Bashir is accused of waging a genocide there against non-Arab ethnic groups, spearheaded by the feared Janjaweed, an Arab militia which is linked to the TMC.

At least 300,000 have died according to UN estimates, with an even greater number displaced by the fighting.

Elites 'stealing' the revolution

Adam Ahmed, a 35-year-old IDP from Zamzam camp, said that what the agreement ignored was the demands and rights of war victims.

Talking to MEE by phone from the camp,  Ahmed said: "We will continue protesting, raising our voice and demands until they will hear us, and they should hear and consider it."
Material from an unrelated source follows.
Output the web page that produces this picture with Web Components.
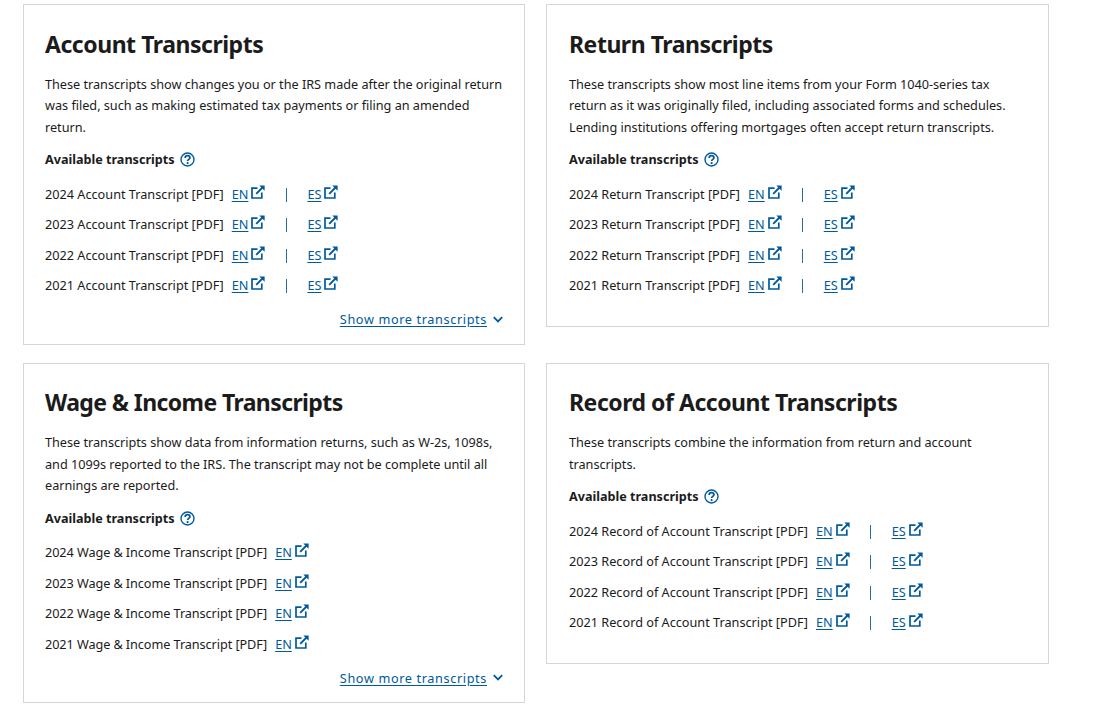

Factions from the Sudanese People's Liberation Army have rejected the agreement (AFP)
Factions from the Sudanese People's Liberation Army have rejected the agreement (AFP)

At the signing ceremony, FFC member Alasam addressed the rebel movements, some of which operate in Darfur, urging them to "put down the guns and join the process ... we commit ourselves to bring peace through dialogue with our comrades in the rebel movements".

'The elites of Khartoum now are stealing the revolution, and we warn that such attempts won't go without confrontation'

Abdul Rahman Alanir - Sudan Liberation Movement

But Sudanese rebel movements have said the agreement fails to address the root causes of the war and have rejected it.

The Sudan Liberation Movement's Minawi faction spokesman, Mohamed Hassan Haroun, told MEE that the current agreement broke a deal that a month would be given before a cabinet was chosen to allow enough time for other groups to participate in the process.

"We agreed to allocate one month before the picking of the members of the entire institutions of the transitional period so that can enable all the parties to participate in this process, but what happened is that we were ignored," he said. 

Meanwhile, the Sudan Liberation Movement's Abdul Wahid Alnur faction spokesman, Abdul Rahman Alanir, accused the FFC of "stealing" the revolution.

"The elites of Khartoum now are stealing the revolution, and we warn that such attempts won't go without confrontation by the revolutionary forces of the youth and rebel movement and the victims of wars and others," he said.